I'm trying to understand a query plan in a more complex query but for simplicity I broke it down to a simpler example. I'm not understanding why a direct edge traversal is so much faster than an until/repeat traversal.
You can set up the scenario with the following Gremlin query.
%%gremlin
g.addV('root').as('root')
.addV('person').as('person')
.addE('contains').from('root').to('person')
Notice its just a "Root" node that has a contains edge to a "Person" node.
If I run this query starting with the person vertex, the query plan is showing a 0.478ms execution time, lightning fast as expected.
%%gremlin profile
g.V('f4c17843-394d-a720-5525-bb7bedced833').as('person')
.inE('contains').outV().hasLabel('root').as('root')
Query mode | profile
Query execution time (ms) | 0.456
Request execution time (ms) | 11.103
However, if I run a slightly more convoluted query using Until/Repeat, the execution time takes 18ms, almost 40x slower.
%%gremlin profile
g.V('f4c17843-394d-a720-5525-bb7bedced833').as('person')

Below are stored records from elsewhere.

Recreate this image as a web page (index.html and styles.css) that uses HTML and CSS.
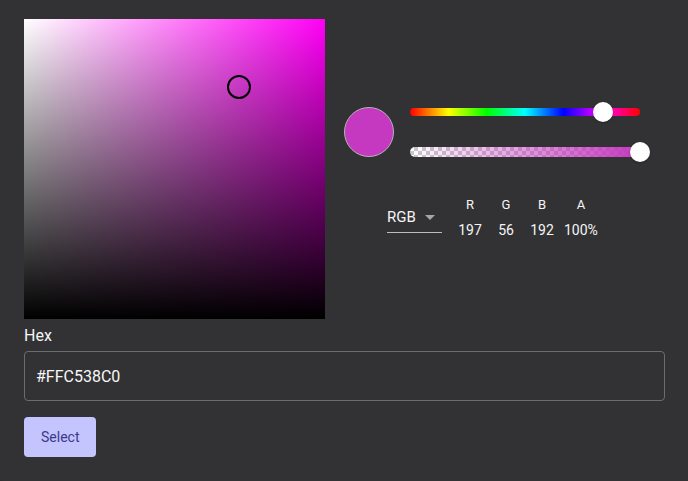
FILE: index.html
```html
<!DOCTYPE html>
<html lang="en">
<head>
<meta charset="utf-8">
<title>Color picker</title>
<link rel="stylesheet" href="styles.css">
</head>
<body>
<div class="dialog">
  <div class="picker">
    <div class="sv">
      <div class="sv-pointer"></div>
    </div>
    <div class="side">
      <div class="top-row">
        <div class="swatch"></div>
        <div class="sliders">
          <div class="slider">
            <div class="track hue"></div>
            <div class="thumb hue-thumb"></div>
          </div>
          <div class="slider">
            <div class="track alpha"></div>
            <div class="thumb alpha-thumb"></div>
          </div>
        </div>
      </div>
      <div class="values-row">
        <div class="mode-select">
          <span class="mode-text">RGB</span>
          <span class="caret"></span>
        </div>
        <div class="channels">
          <div class="channel"><span class="ch-label">R</span><span class="ch-value">197</span></div>
          <div class="channel"><span class="ch-label">G</span><span class="ch-value">56</span></div>
          <div class="channel"><span class="ch-label">B</span><span class="ch-value">192</span></div>
          <div class="channel"><span class="ch-label">A</span><span class="ch-value">100%</span></div>
        </div>
      </div>
    </div>
  </div>
  <label class="hex-label">Hex</label>
  <div class="hex-input">#FFC538C0</div>
  <button class="select-btn">Select</button>
</div>
</body>
</html>
```

FILE: styles.css
```css
html, body {
  margin: 0;
  padding: 0;
  background: #323234;
  font-family: Roboto, "Liberation Sans", sans-serif;
  color: #f2f2f2;
}

.dialog {
  box-sizing: border-box;
  width: 688px;
  height: 481px;
  padding: 19px 24px 0 24px;
  border-left: 1px solid #2a2a2c;
  border-bottom-left-radius: 4px;
  display: flex;
  flex-direction: column;
  align-items: flex-start;
  margin-left: -1px;
}

.picker {
  display: flex;
  gap: 20px;
  align-items: flex-start;
}

.sv {
  position: relative;
  width: 301px;
  height: 300px;
  flex: none;
  background:
    linear-gradient(to top, #000, rgba(0, 0, 0, 0)),
    linear-gradient(to right, #fff, #ff00f6);
}

.sv-pointer {
  position: absolute;
  left: 203px;
  top: 56px;
  width: 24px;
  height: 24px;
  box-sizing: border-box;
  border: 2px solid #000;
  border-radius: 50%;
}

.side {
  margin-top: 83px;
  margin-left: -1px;
  display: flex;
  flex-direction: column;
}

.top-row {
  display: flex;
  align-items: center;
  gap: 16px;
}

.swatch {
  width: 50px;
  height: 50px;
  box-sizing: border-box;
  border-radius: 50%;
  background: #c538c0;
  border: 1px solid #b4b4b4;
  flex: none;
}

.sliders {
  width: 230px;
  display: flex;
  flex-direction: column;
  gap: 20px;
}

.slider {
  position: relative;
  height: 20px;
  display: flex;
  align-items: center;
}

.track {
  width: 100%;
}

.hue {
  height: 8px;
  border-radius: 4px;
  background: linear-gradient(to right, #f00 0%, #ff0 16.7%, #0f0 33.3%, #0ff 50%, #00f 66.7%, #f0f 83.3%, #f00 100%);
}

.alpha {
  height: 10px;
  border-radius: 5px;
  background:
    linear-gradient(to right, rgba(197, 56, 192, 0), rgb(197, 56, 192)),
    repeating-conic-gradient(#c8c8c8 0 25%, #ffffff 0 50%) 0 0 / 8px 8px;
}

.thumb {
  position: absolute;
  top: 0;
  width: 20px;
  height: 20px;
  border-radius: 50%;
  background: #fff;
  box-shadow: 0 1px 2px rgba(0, 0, 0, 0.3);
}

.hue-thumb {
  left: 183px;
}

.alpha-thumb {
  left: 220px;
}

.values-row {
  margin-top: 35px;
  margin-left: 43px;
  display: flex;
  align-items: center;
  gap: 14px;
}

.mode-select {
  box-sizing: border-box;
  width: 55px;
  padding: 2px 7px 5px 0;
  border-bottom: 1px solid #bdbdbd;
  display: flex;
  align-items: center;
  justify-content: space-between;
}

.mode-text {
  font-size: 15px;
  line-height: 20px;
  color: #f5f5f5;
}

.caret {
  width: 0;
  height: 0;
  border-left: 5px solid transparent;
  border-right: 5px solid transparent;
  border-top: 5px solid #a6a6a6;
  margin-top: 1px;
}

.channels {
  display: flex;
  gap: 8px;
}

.channel {
  min-width: 28px;
  display: flex;
  flex-direction: column;
  align-items: center;
  gap: 7px;
}

.ch-label {
  font-size: 13px;
  line-height: 16px;
  font-weight: 400;
  color: #f5f5f5;
}

.ch-value {
  font-size: 14px;
  line-height: 20px;
  color: #f5f5f5;
}

.hex-label {
  margin-top: 5px;
  font-size: 16px;
  line-height: 24px;
  color: #f5f5f5;
}

.hex-input {
  margin-top: 3px;
  box-sizing: border-box;
  width: 641px;
  height: 50px;
  border: 1px solid #6c6c6e;
  border-radius: 4px;
  padding: 0 11px;
  display: flex;
  align-items: center;
  font-size: 16px;
  color: #f7f7f7;
}

.select-btn {
  margin-top: 16px;
  height: 40px;
  padding: 0 17px;
  border: none;
  border-radius: 4px;
  background: #c4c4ff;
  color: #3a3a8c;
  font-family: Roboto, "Liberation Sans", sans-serif;
  font-size: 14px;
}
```
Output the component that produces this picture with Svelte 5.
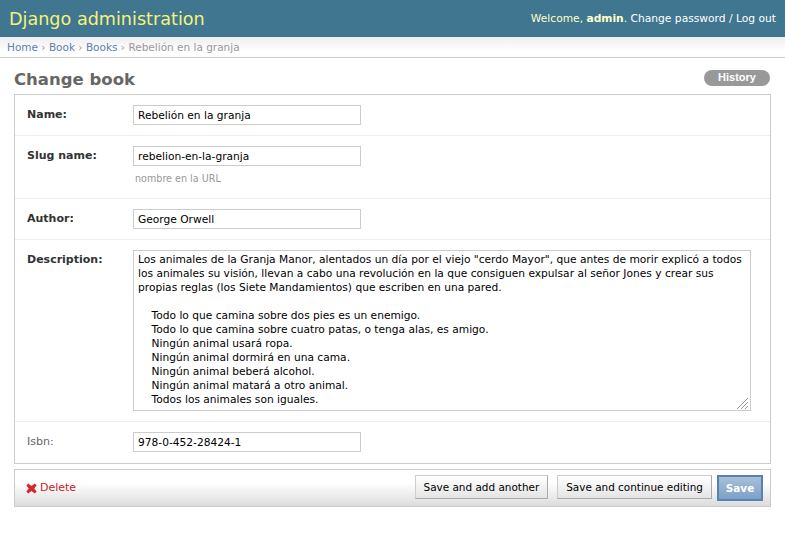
<script>
  const description = `Los animales de la Granja Manor, alentados un día por el viejo "cerdo Mayor", que antes de morir explicó a todos
los animales su visión, llevan a cabo una revolución en la que consiguen expulsar al señor Jones y crear sus
propias reglas (los Siete Mandamientos) que escriben en una pared.

    Todo lo que camina sobre dos pies es un enemigo.
    Todo lo que camina sobre cuatro patas, o tenga alas, es amigo.
    Ningún animal usará ropa.
    Ningún animal dormirá en una cama.
    Ningún animal beberá alcohol.
    Ningún animal matará a otro animal.
    Todos los animales son iguales.`;
</script>

<div class="page">
  <header class="top">
    <div class="brand">Django administration</div>
    <div class="tools">Welcome, <strong>admin</strong>. <a href="#a">Change password</a> / <a href="#a">Log out</a></div>
  </header>
  <nav class="crumbs"><a href="#a">Home</a> › <a href="#a">Book</a> › <a href="#a">Books</a> › Rebelión en la granja</nav>
  <main class="content">
    <div class="title-row">
      <h1>Change book</h1>
      <a class="history" href="#a">History</a>
    </div>
    <form>
      <div class="fields">
        <div class="row name"><label class="req" for="f1">Name:</label><input id="f1" value="Rebelión en la granja" /></div>
        <div class="row slug">
          <label class="req" for="f2">Slug name:</label>
          <div>
            <input id="f2" value="rebelion-en-la-granja" />
            <p class="help">nombre en la URL</p>
          </div>
        </div>
        <div class="row author"><label class="req" for="f3">Author:</label><input id="f3" value="George Orwell" /></div>
        <div class="row desc">
          <label class="req" for="f4">Description:</label>
          <div class="area">
            <textarea id="f4" wrap="off" value={description}></textarea>
            <svg class="grip" width="11" height="11" viewBox="0 0 11 11" stroke="#999" stroke-width="1" fill="none"><path d="M0 11 11 0M4 11 11 4M8 11 11 8"/></svg>
          </div>
        </div>
        <div class="row isbn"><label for="f5">Isbn:</label><input id="f5" value="978-0-452-28424-1" /></div>
      </div>
      <div class="submit">
        <a class="delete" href="#a">
          <svg width="11" height="11" viewBox="0 0 11 11"><path d="M2.2 .6 5.5 3 8.8 .6 10.6 2.4 8.2 5.5 10.6 8.6 8.8 10.4 5.5 8 2.2 10.4 .4 8.6 2.8 5.5 .4 2.4Z" fill="#d4262c"/></svg>
          Delete
        </a>
        <button type="button" class="btn">Save and add another</button>
        <button type="button" class="btn">Save and continue editing</button>
        <button type="button" class="btn save">Save</button>
      </div>
    </form>
  </main>
</div>

<style>
  :global(body) { margin: 0; background: #fff; }
  .page { width: 785px; height: 539px; overflow: hidden; font-family: "DejaVu Sans", "Liberation Sans", sans-serif; font-size: 11px; color: #333; }
  a { text-decoration: none; color: inherit; }
  .top { height: 37px; box-sizing: border-box; background: #417690; color: #ffc; display: flex; justify-content: space-between; align-items: center; padding: 0 9px; }
  .brand { font-size: 17.6px; color: #f4f379; }
  .tools { font-size: 10.7px; }
  .tools a { color: #fff; }
  .crumbs { height: 21px; box-sizing: border-box; border-bottom: 1px solid #ccc; padding: 3px 7px 0; background: linear-gradient(#eee, #fff 70%); color: #999; font-size: 10.5px; line-height: 14px; }
  .crumbs a { color: #5b80b2; }
  .content { padding: 0 14px; }
  .title-row { height: 36px; display: flex; justify-content: space-between; align-items: flex-start; }
  h1 { margin: 11px 0 0; font-size: 16.5px; line-height: 22px; font-weight: bold; color: #666; }
  .history { margin: 12px 1px 0 0; width: 66px; height: 16px; border-radius: 8px; background: #999; color: #fff; font: bold 11px/15px "Liberation Sans", sans-serif; text-align: center; }
  .fields { border: 1px solid #ccc; }
  .row { display: flex; align-items: flex-start; padding: 10px 20px 10px 12px; border-bottom: 1px solid #eee; box-sizing: border-box; }
  .row:last-child { border-bottom: 0; }
  .row label { width: 106px; flex: none; line-height: 20px; color: #666; font-size: 11px; }
  .row label.req { font-weight: bold; color: #333; }
  .name { height: 41px; }
  .slug { height: 63px; }
  .author { height: 41px; }
  .desc { height: 182px; }
  .isbn { height: 41px; }
  input, textarea { box-sizing: border-box; border: 1px solid #ccc; background: #fff; font: 10.65px/14px "DejaVu Sans", "Liberation Sans", sans-serif; color: #000; outline: 0; border-radius: 0; margin: 0; }
  input { width: 228px; height: 20px; padding: 2px 4px; display: block; }
  .area { position: relative; width: 618px; height: 161px; }
  textarea { width: 618px; height: 161px; padding: 2px 4px 0; resize: none; overflow: hidden; white-space: pre; display: block; }
  .grip { position: absolute; right: 3px; bottom: 2px; }
  .help { margin: 0; padding: 6px 0 0 2px; font-size: 9.6px; line-height: 13px; color: #999; }
  .submit { margin-top: 5px; height: 38px; box-sizing: border-box; border: 1px solid #ccc; background: linear-gradient(#fff 35%, #dcdcdc); display: flex; align-items: flex-start; padding: 5px 7px 0 11px; }
  .delete { margin: 6px auto 0 0; display: flex; align-items: center; gap: 3px; color: #cc2229; font-size: 11px; line-height: 14px; }
  .btn { box-sizing: border-box; height: 24px; margin-left: 9px; padding: 0 8px; border: 1px solid #ccc; border-right-color: #aaa; border-bottom-color: #aaa; background: linear-gradient(#fff, #e4e4e4); font: 10.45px "DejaVu Sans", sans-serif; color: #000; }
  .save { margin-left: 5px; width: 46px; height: 26px; padding: 0; border: 2px solid #5b80b2; background: linear-gradient(#a9c0d9, #7ba0c6); color: #fff; font-weight: bold; }
</style>
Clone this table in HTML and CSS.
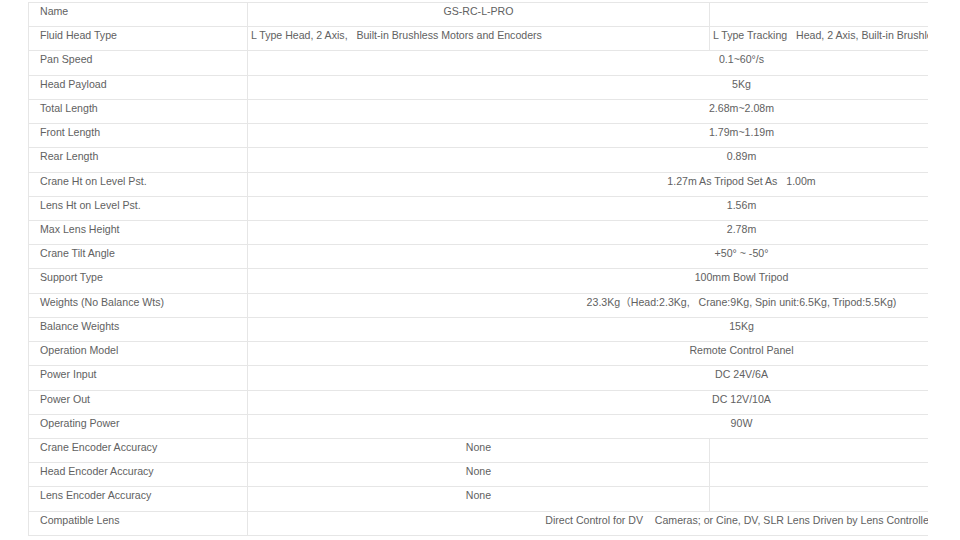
FILE: index.html
```html
<!DOCTYPE html>
<html>
<head>
<meta charset="utf-8">
<link rel="stylesheet" href="styles.css">
</head>
<body>
<div class="spec-wrap">
<table class="spec">
<colgroup><col class="c1"><col class="c2"><col class="c3"></colgroup>
<tr><td class="k">Name</td><td class="v">GS-RC-L-PRO</td><td class="v"></td></tr>
<tr><td class="k">Fluid Head Type</td><td class="l">L Type Head, 2 Axis,&nbsp;&nbsp; Built-in Brushless Motors and Encoders</td><td class="l">L Type Tracking&nbsp;&nbsp; Head, 2 Axis, Built-in Brushless Motors and Encoders</td></tr>
<tr><td class="k">Pan Speed</td><td class="v" colspan="2">0.1~60°/s</td></tr>
<tr><td class="k">Head Payload</td><td class="v" colspan="2">5Kg</td></tr>
<tr><td class="k">Total Length</td><td class="v" colspan="2">2.68m~2.08m</td></tr>
<tr><td class="k">Front Length</td><td class="v" colspan="2">1.79m~1.19m</td></tr>
<tr><td class="k">Rear Length</td><td class="v" colspan="2">0.89m</td></tr>
<tr><td class="k">Crane Ht on Level Pst.</td><td class="v" colspan="2">1.27m As Tripod Set As&nbsp;&nbsp; 1.00m</td></tr>
<tr><td class="k">Lens Ht on Level Pst.</td><td class="v" colspan="2">1.56m</td></tr>
<tr><td class="k">Max Lens Height</td><td class="v" colspan="2">2.78m</td></tr>
<tr><td class="k">Crane Tilt Angle</td><td class="v" colspan="2">+50° ~ -50°</td></tr>
<tr><td class="k">Support Type</td><td class="v" colspan="2">100mm Bowl Tripod</td></tr>
<tr><td class="k">Weights (No Balance Wts)</td><td class="v" colspan="2">23.3Kg（Head:2.3Kg,&nbsp;&nbsp; Crane:9Kg, Spin unit:6.5Kg, Tripod:5.5Kg)</td></tr>
<tr><td class="k">Balance Weights</td><td class="v" colspan="2">15Kg</td></tr>
<tr><td class="k">Operation Model</td><td class="v" colspan="2">Remote Control Panel</td></tr>
<tr><td class="k">Power Input</td><td class="v" colspan="2">DC 24V/6A</td></tr>
<tr><td class="k">Power Out</td><td class="v" colspan="2">DC 12V/10A</td></tr>
<tr><td class="k">Operating Power</td><td class="v" colspan="2">90W</td></tr>
<tr><td class="k">Crane Encoder Accuracy</td><td class="v">None</td><td class="v"></td></tr>
<tr><td class="k">Head Encoder Accuracy</td><td class="v">None</td><td class="v"></td></tr>
<tr><td class="k">Lens Encoder Accuracy</td><td class="v">None</td><td class="v"></td></tr>
<tr><td class="k">Compatible Lens</td><td class="v" colspan="2">Direct Control for DV&nbsp;&nbsp;&nbsp; Cameras; or Cine, DV, SLR Lens Driven by Lens Controllers</td></tr>
</table>
</div>
</body>
</html>
```
FILE: styles.css
```css
html, body {
  margin: 0;
  padding: 0;
  background: #ffffff;
}
body {
  font-family: "Liberation Sans", Arial, "Noto Sans CJK SC", sans-serif;
  font-size: 10.6px;
  color: #616161;
}
.spec-wrap {
  margin: 2px 0 0 28px;
  width: 900px;
  overflow: hidden;
}
.spec {
  border-collapse: collapse;
  table-layout: fixed;
  width: 1207px;
}
.c1 { width: 219px; }
.c2 { width: 462px; }
.c3 { width: 526px; }
.spec td {
  border: 1px solid #e6e6e6;
  height: 24.23px;
  box-sizing: border-box;
  padding: 0 4px;
  line-height: 16px;
  vertical-align: top;
  white-space: nowrap;
  overflow: hidden;
}
.spec td.k {
  padding-left: 11px;
}
.spec td.v {
  text-align: center;
}
.spec td.l {
  text-align: left;
  padding-left: 3px;
}
```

.until(hasLabel('root')).repeat(inE('contains').outV()).as('root')
Query mode | profile
Query execution time (ms) | 18.977
Request execution time (ms) | 33.466
I'm surprised how much slower this query is because despite doing an until/repeat step, it still only needs to traverse the 1 edge from the Person back to the Root.
Am I wrong to think these queries should run in a similar amount of time? Is there really that much overhead with Until/Repeat?
In general, the repeat
loop has a little more setup overhead and measuring it for a "single hop" traversal is probably the worst case scenario. It's also likely that the query will be slightly faster if the until
appears after the repeat
. In general, repeat
looping will perform well for multi hop traversals. Also worthy of note, the repeat
step, in the absence of a limit
or other constraint, will try to explore the graph to any depth and there is some overhead in setting that up.
You can observe this difference even using a basic TinkerGraph.
gremlin> g.V().has('code','YPO').outE().inV().has('code','YAT').profile()
==>Traversal Metrics
Step Count Traversers Time (ms) % Dur
=============================================================================================================
TinkerGraphStep(vertex,[code.eq(YPO)]) 1 1 5.247 96.30
VertexStep(OUT,vertex) 1 1 0.142 2.62
HasStep([code.eq(YAT)]) 1 1 0.058 1.08
>TOTAL - - 5.449 -
gremlin> g.V().has('code','YPO').until(has('code','YAT')).repeat(outE().inV()).profile()
==>Traversal Metrics
Step Count Traversers Time (ms) % Dur
=============================================================================================================
TinkerGraphStep(vertex,[code.eq(YPO)]) 1 1 50.750 96.78
RepeatStep(until([HasStep([code.eq(YAT)])]),[Ve... 1 1 1.688 3.22
HasStep([code.eq(YAT)]) 0.033
VertexStep(OUT,vertex) 1 1 0.623
RepeatEndStep 0.077
>TOTAL - - 52.438 -
In general, I would not worry too much about what you observed here, as the repeat
step comes into its own when you need to traverse paths of multiple hops and is not really intended for these "one hop" patterns where there is only one possible solution (in a two node graph).